Another sore point that has been debated in the media is that the Ministry of Finance believes that salary increases in the public sector have been ahead of the private sector over the past ten years. The ministry wants to close this gap in salaries, and wants negotiations to take place in a responsible financial framework.

However, Anders Bondo Christensen, chief negotiator for the municipal employees, says the ministry’s calculations are bogus and just a minister’s campaign.

We are very conscious of not talking up a potential dispute

Sara Vergo, Chairman of Djøf offentlig

He points out that the salary adjustment scheme has since 1996 ensured that salaries in the public sector follow the private sector.
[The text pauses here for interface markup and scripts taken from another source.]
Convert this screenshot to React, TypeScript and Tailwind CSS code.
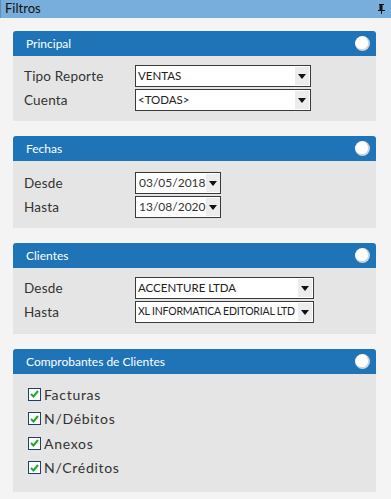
import React from "react";

function Arrow() {
  return (
    <div className="w-[14px] h-full bg-[#ececec] flex items-center justify-center shrink-0">
      <svg width="8" height="5" viewBox="0 0 8 5">
        <path d="M0 0 L8 0 L4 5 Z" fill="#111" />
      </svg>
    </div>
  );
}

function Combo({ value, width, tight }: { value: string; width: string; tight?: boolean }) {
  return (
    <div className={`${width} h-[22px] border border-[#3a3a3a] bg-white flex items-stretch`}>
      <div
        className={`flex-1 overflow-hidden whitespace-nowrap flex items-center pl-[2px] text-[#222] ${
          tight ? "text-[10.5px] tracking-[-0.2px]" : "text-[11.5px]"
        }`}
      >
        {value}
      </div>
      <div className="py-[1px] pr-[1px]">
        <Arrow />
      </div>
    </div>
  );
}

function DateBox({ value }: { value: string }) {
  return (
    <div className="w-[86px] h-[22px] border border-[#3a3a3a] bg-white flex items-stretch">
      <div className="flex-1 flex items-center pl-[3px] text-[12px] text-[#333]">{value}</div>
      <div className="py-[1px] pr-[1px]">
        <Arrow />
      </div>
    </div>
  );
}

function Panel({ title, children }: { title: string; children: React.ReactNode }) {
  return (
    <div>
      <div className="h-[25px] bg-[#1f74b7] rounded-t-[3px] flex items-center justify-between pl-[13px] pr-[6px]">
        <span className="text-white text-[12px]">{title}</span>
        <div className="w-[15px] h-[15px] rounded-full bg-white border-r-2 border-b-2 border-[#c9d3dc]" />
      </div>
      <div className="bg-[#e5e5e5]">{children}</div>
    </div>
  );
}

function Row({ label, children }: { label: string; children: React.ReactNode }) {
  return (
    <div className="flex items-center">
      <div className="w-[122px] pl-[11px] text-[13.5px] text-[#333] tracking-[0.2px]">{label}</div>
      {children}
    </div>
  );
}

function Check({ label }: { label: string }) {
  return (
    <div className="h-[24.5px] flex items-center">
      <div className="w-[13px] h-[13px] border border-[#1d3f6c] bg-white flex items-center justify-center">
        <svg width="9" height="8" viewBox="0 0 9 8">
          <path d="M1 4 L3.5 6.5 L8 1" stroke="#28a428" strokeWidth="2" fill="none" />
        </svg>
      </div>
      <span className="ml-[3px] text-[14px] tracking-[0.7px] text-[#333]">{label}</span>
    </div>
  );
}

export default function App() {
  return (
    <div className="w-[391px] h-[499px] bg-[#f4f4f4] font-['Lato',sans-serif] overflow-hidden">
      {/* title bar */}
      <div className="h-[18px] bg-[#77aedb] border-l border-[#5a8fbd] flex items-center justify-between pl-[4px] pr-[6px]">
        <span className="text-[13px] text-[#111]">Filtros</span>
        <svg width="7" height="10" viewBox="0 0 7 10">
          <path d="M1 0.5 H6 M2 1 V6 M4 1 V6 M0 6.5 H7 M3.5 7 V10" stroke="#111" strokeWidth="1" fill="none" />
          <rect x="2" y="1" width="2" height="5" fill="#111" />
        </svg>
      </div>

      <div className="pt-[13px] pl-[13px] pr-[15px] flex flex-col gap-[15px]">
        <Panel title="Principal">
          <div className="pt-[9px] pb-[10px] flex flex-col gap-[2px]">
            <Row label="Tipo Reporte">
              <Combo value="VENTAS" width="w-[176px]" />
            </Row>
            <Row label="Cuenta">
              <Combo value="<TODAS>" width="w-[176px]" />
            </Row>
          </div>
        </Panel>

        <Panel title="Fechas">
          <div className="pt-[11px] pb-[10px] flex flex-col gap-[2px]">
            <Row label="Desde">
              <DateBox value="03/05/2018" />
            </Row>
            <Row label="Hasta">
              <DateBox value="13/08/2020" />
            </Row>
          </div>
        </Panel>

        <Panel title="Clientes">
          <div className="pt-[9px] pb-[11px] flex flex-col gap-[2px]">
            <Row label="Desde">
              <Combo value="ACCENTURE LTDA" width="w-[179px]" />
            </Row>
            <Row label="Hasta">
              <Combo value="XL INFORMATICA EDITORIAL LTD" width="w-[179px]" tight />
            </Row>
          </div>
        </Panel>

        <Panel title="Comprobantes de Clientes">
          <div className="pt-[8px] pb-[12px] pl-[15px]">
            <Check label="Facturas" />
            <Check label="N/Débitos" />
            <Check label="Anexos" />
            <Check label="N/Créditos" />
          </div>
        </Panel>
      </div>
    </div>
  );
}
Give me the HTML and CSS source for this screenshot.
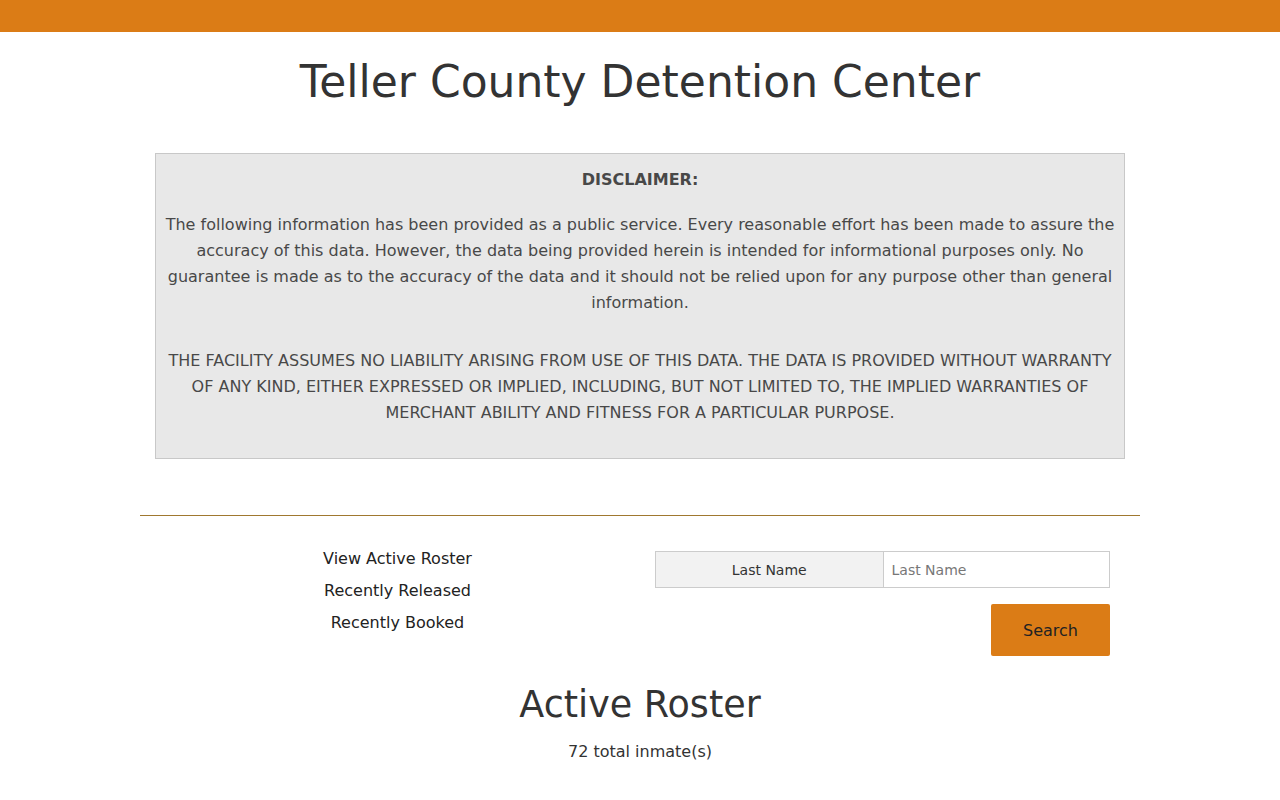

Another potential issue is that the ministry in the future wants a larger proportion of salaries to be negotiated locally at government workplaces “to increase the link between employees’ salaries and their performance”, as it is stated in the negotiating draft.

A lot of lunch break talk

Signe Møller Johansen hardly hears any colleagues talking about the salary adjustment scheme, as it is very technical, she says. But colleagues talk alot about losing the paid lunch break.

Its loss would correspond to a pay decrease of 7.25 per cent or 2½ hours of extra work per week.

“This is incredibly provocative to people, as we have dedicated staff at this university who work intensively, and who willingly work through their lunch breaks to finish their tasks. Many of them have accepted that, as a public employee you earn less, but that they in turn often get better working conditions in terms of working hours. If this also disappears, it will be difficult to attract talented staff to public service,” she says.

Any dispute would start on 1st April 2018 at the earliest.